- [REQUIRED TASK] Search the data below for the word "index" and copy each line that holds it.

- [ENTRIES]
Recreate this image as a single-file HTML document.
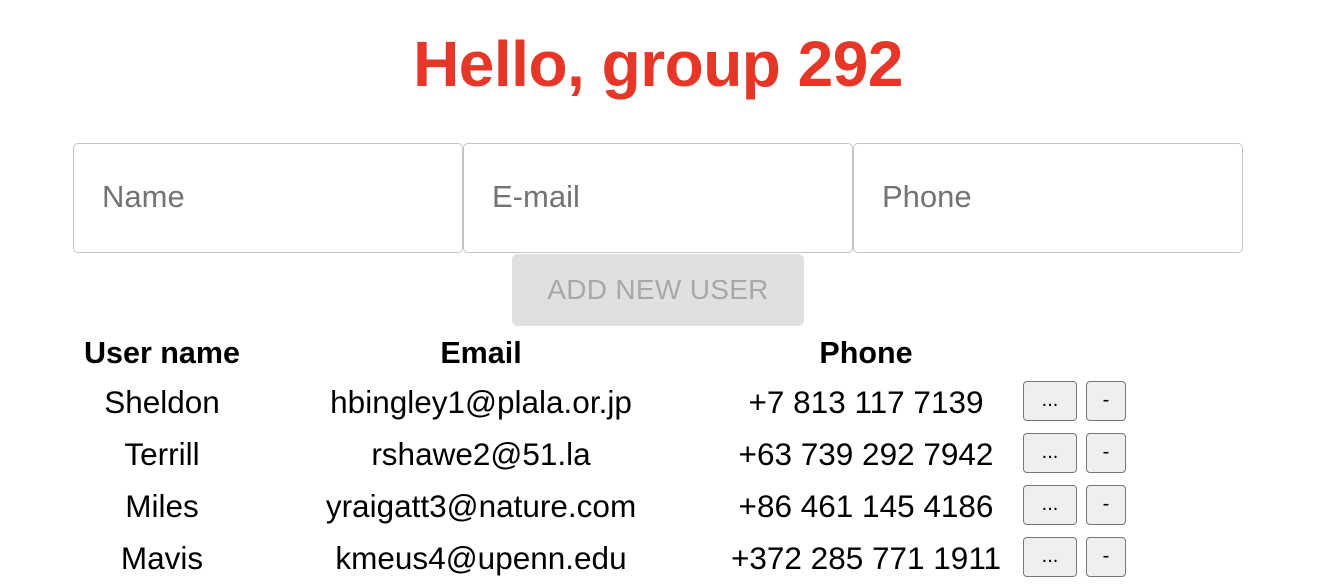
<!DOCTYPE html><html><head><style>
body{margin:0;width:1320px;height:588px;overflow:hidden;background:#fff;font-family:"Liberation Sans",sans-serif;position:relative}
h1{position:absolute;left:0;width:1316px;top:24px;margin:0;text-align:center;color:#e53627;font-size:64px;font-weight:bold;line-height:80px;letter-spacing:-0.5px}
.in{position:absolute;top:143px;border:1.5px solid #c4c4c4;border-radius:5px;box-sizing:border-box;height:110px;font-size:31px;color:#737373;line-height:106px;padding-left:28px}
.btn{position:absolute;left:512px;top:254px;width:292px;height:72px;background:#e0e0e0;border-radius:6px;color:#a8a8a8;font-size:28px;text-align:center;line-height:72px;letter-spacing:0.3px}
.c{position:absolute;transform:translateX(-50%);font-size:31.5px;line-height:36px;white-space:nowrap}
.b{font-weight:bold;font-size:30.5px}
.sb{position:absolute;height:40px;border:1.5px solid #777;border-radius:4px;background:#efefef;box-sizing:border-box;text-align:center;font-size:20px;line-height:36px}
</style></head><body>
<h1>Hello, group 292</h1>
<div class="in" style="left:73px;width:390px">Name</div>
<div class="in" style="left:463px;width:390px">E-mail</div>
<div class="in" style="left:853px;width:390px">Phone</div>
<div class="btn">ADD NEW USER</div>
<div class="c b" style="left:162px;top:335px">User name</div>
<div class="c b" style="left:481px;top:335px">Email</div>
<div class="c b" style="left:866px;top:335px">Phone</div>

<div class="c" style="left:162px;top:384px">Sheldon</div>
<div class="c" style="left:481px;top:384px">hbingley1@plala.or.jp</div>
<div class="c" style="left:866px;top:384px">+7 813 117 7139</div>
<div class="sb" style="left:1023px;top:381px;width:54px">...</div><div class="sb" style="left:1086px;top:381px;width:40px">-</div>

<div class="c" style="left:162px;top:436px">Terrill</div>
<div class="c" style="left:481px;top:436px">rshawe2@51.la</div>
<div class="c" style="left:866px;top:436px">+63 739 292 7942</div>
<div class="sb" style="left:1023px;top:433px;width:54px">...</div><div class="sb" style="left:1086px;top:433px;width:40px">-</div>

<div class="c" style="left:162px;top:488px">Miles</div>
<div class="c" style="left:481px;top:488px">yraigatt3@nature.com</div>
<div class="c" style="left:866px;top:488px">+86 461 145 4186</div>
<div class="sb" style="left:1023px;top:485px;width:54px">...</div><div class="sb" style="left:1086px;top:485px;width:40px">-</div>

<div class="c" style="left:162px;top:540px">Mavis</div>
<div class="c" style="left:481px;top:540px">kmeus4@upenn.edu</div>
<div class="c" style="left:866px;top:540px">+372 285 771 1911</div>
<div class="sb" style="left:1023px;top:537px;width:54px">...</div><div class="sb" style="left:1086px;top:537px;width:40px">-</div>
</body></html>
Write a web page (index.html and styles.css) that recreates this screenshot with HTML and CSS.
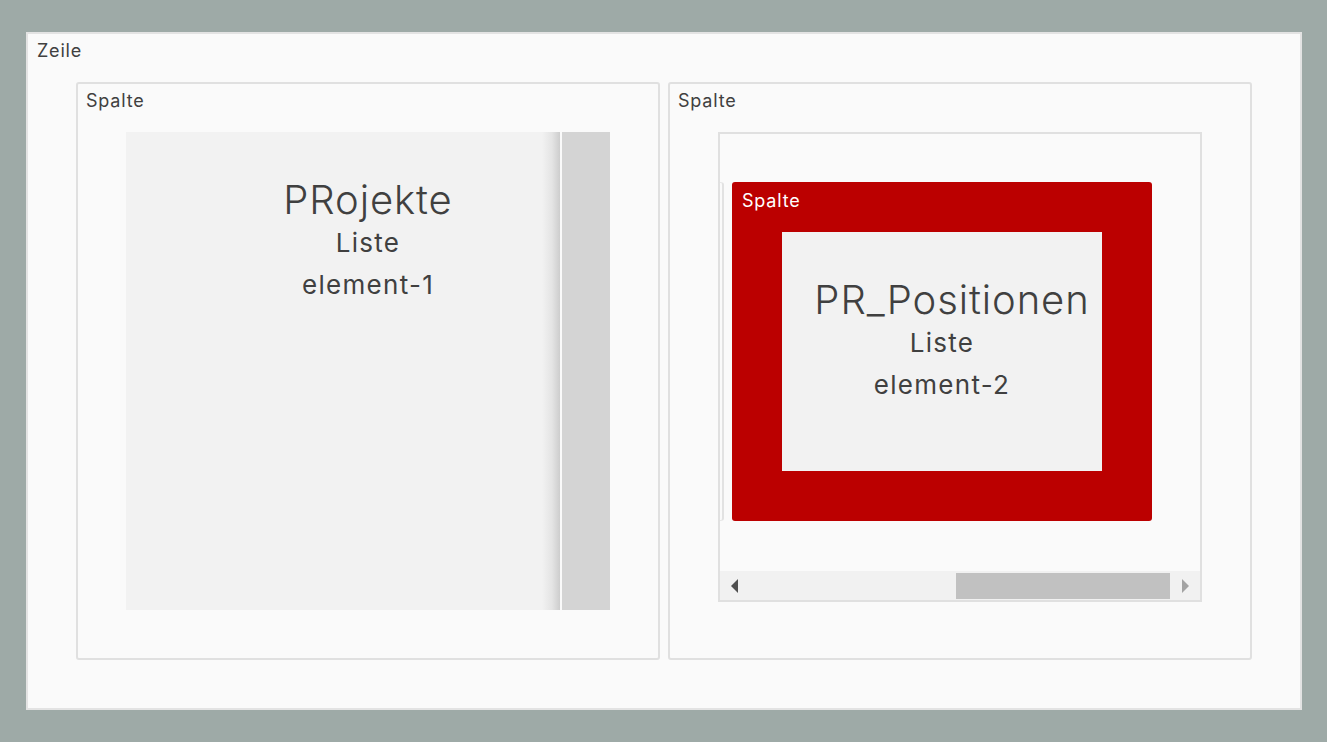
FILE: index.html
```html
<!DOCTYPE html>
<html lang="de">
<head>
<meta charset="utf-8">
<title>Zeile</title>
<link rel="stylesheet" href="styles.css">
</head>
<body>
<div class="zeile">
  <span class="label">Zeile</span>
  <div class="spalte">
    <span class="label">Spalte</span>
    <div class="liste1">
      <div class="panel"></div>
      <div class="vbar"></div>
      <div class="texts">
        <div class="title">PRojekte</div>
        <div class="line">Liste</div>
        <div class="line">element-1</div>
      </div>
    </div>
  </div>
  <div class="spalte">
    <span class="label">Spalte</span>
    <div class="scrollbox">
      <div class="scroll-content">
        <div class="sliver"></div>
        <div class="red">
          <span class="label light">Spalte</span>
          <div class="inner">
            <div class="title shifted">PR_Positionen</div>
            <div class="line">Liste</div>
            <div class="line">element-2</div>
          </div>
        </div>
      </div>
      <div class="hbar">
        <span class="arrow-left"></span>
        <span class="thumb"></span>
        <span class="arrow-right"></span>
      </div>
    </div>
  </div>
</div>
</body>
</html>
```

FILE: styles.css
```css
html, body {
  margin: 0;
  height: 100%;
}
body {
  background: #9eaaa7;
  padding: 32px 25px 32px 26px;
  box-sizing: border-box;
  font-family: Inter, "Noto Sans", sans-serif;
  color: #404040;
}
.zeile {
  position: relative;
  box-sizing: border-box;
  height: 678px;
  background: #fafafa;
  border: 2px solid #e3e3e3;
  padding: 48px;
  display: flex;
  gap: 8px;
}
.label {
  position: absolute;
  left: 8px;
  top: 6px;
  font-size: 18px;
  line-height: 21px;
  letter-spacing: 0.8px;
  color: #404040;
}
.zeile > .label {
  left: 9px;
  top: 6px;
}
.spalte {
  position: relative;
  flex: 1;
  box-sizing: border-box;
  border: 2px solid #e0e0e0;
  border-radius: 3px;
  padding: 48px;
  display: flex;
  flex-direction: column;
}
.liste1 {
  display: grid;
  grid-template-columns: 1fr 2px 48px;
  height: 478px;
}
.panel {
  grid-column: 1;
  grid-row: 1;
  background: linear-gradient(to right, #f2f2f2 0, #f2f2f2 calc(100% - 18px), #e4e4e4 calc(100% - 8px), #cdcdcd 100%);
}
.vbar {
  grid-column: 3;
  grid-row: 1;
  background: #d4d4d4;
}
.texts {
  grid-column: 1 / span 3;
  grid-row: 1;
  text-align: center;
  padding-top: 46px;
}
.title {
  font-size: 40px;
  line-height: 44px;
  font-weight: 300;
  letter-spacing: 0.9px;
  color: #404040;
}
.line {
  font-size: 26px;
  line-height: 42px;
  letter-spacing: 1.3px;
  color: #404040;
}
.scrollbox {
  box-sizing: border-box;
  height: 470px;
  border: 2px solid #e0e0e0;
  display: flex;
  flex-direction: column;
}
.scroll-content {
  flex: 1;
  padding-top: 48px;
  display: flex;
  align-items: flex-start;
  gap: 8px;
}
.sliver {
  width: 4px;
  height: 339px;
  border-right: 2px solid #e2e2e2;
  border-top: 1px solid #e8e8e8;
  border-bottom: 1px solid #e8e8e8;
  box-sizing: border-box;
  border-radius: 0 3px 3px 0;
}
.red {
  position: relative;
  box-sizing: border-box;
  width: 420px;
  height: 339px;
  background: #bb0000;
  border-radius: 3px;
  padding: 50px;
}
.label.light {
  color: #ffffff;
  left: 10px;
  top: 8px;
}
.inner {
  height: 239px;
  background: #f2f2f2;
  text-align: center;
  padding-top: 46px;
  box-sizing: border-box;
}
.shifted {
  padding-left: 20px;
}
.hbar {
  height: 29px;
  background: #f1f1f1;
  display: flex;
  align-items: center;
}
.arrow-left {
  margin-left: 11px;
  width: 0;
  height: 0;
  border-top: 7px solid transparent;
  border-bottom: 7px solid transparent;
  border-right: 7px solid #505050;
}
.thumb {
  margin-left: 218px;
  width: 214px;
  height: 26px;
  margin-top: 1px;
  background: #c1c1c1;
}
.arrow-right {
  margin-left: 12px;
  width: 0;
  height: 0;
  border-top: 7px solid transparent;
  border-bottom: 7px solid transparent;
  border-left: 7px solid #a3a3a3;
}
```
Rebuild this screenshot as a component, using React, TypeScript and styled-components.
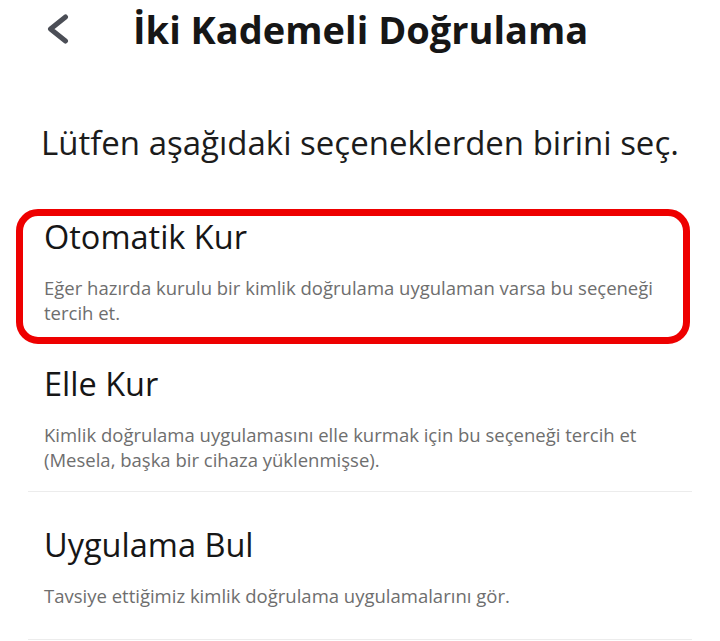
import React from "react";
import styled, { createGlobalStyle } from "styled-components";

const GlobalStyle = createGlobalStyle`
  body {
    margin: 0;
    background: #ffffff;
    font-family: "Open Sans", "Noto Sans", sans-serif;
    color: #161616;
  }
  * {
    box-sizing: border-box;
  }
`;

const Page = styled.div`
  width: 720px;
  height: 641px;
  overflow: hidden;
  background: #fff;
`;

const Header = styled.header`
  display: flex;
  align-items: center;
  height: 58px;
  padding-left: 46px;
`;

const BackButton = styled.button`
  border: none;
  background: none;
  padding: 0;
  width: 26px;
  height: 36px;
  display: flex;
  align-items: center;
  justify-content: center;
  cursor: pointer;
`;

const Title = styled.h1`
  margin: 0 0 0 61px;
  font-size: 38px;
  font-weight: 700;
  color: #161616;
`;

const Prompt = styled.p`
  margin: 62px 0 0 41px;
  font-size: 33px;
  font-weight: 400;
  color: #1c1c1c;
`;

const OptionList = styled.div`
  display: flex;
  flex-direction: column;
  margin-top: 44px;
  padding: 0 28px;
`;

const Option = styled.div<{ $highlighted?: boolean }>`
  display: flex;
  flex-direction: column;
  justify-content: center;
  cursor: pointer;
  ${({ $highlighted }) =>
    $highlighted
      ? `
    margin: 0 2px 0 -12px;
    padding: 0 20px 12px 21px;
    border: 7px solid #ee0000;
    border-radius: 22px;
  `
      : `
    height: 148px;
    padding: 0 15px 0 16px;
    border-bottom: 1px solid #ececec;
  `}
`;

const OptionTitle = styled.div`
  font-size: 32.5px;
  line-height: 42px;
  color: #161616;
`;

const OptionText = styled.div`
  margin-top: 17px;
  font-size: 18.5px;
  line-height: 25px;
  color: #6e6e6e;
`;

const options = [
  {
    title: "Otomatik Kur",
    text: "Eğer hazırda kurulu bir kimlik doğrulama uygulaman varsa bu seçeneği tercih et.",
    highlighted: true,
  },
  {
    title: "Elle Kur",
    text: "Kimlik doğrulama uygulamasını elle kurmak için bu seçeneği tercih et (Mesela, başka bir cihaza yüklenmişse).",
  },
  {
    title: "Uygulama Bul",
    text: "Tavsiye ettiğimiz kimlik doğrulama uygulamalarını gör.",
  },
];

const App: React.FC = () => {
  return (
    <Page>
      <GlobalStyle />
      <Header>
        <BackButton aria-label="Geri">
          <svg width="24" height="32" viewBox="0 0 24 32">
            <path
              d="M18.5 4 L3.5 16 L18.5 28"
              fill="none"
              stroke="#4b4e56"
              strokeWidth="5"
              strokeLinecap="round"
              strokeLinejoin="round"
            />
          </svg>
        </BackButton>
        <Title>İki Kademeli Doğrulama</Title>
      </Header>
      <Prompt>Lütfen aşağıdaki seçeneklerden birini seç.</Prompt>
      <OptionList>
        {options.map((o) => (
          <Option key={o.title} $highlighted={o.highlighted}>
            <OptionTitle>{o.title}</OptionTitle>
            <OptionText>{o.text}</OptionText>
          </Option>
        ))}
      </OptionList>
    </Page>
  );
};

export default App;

- [COMPLETE ANSWER]
Write a web page (index.html and styles.css) that recreates this screenshot with HTML and CSS.
FILE: index.html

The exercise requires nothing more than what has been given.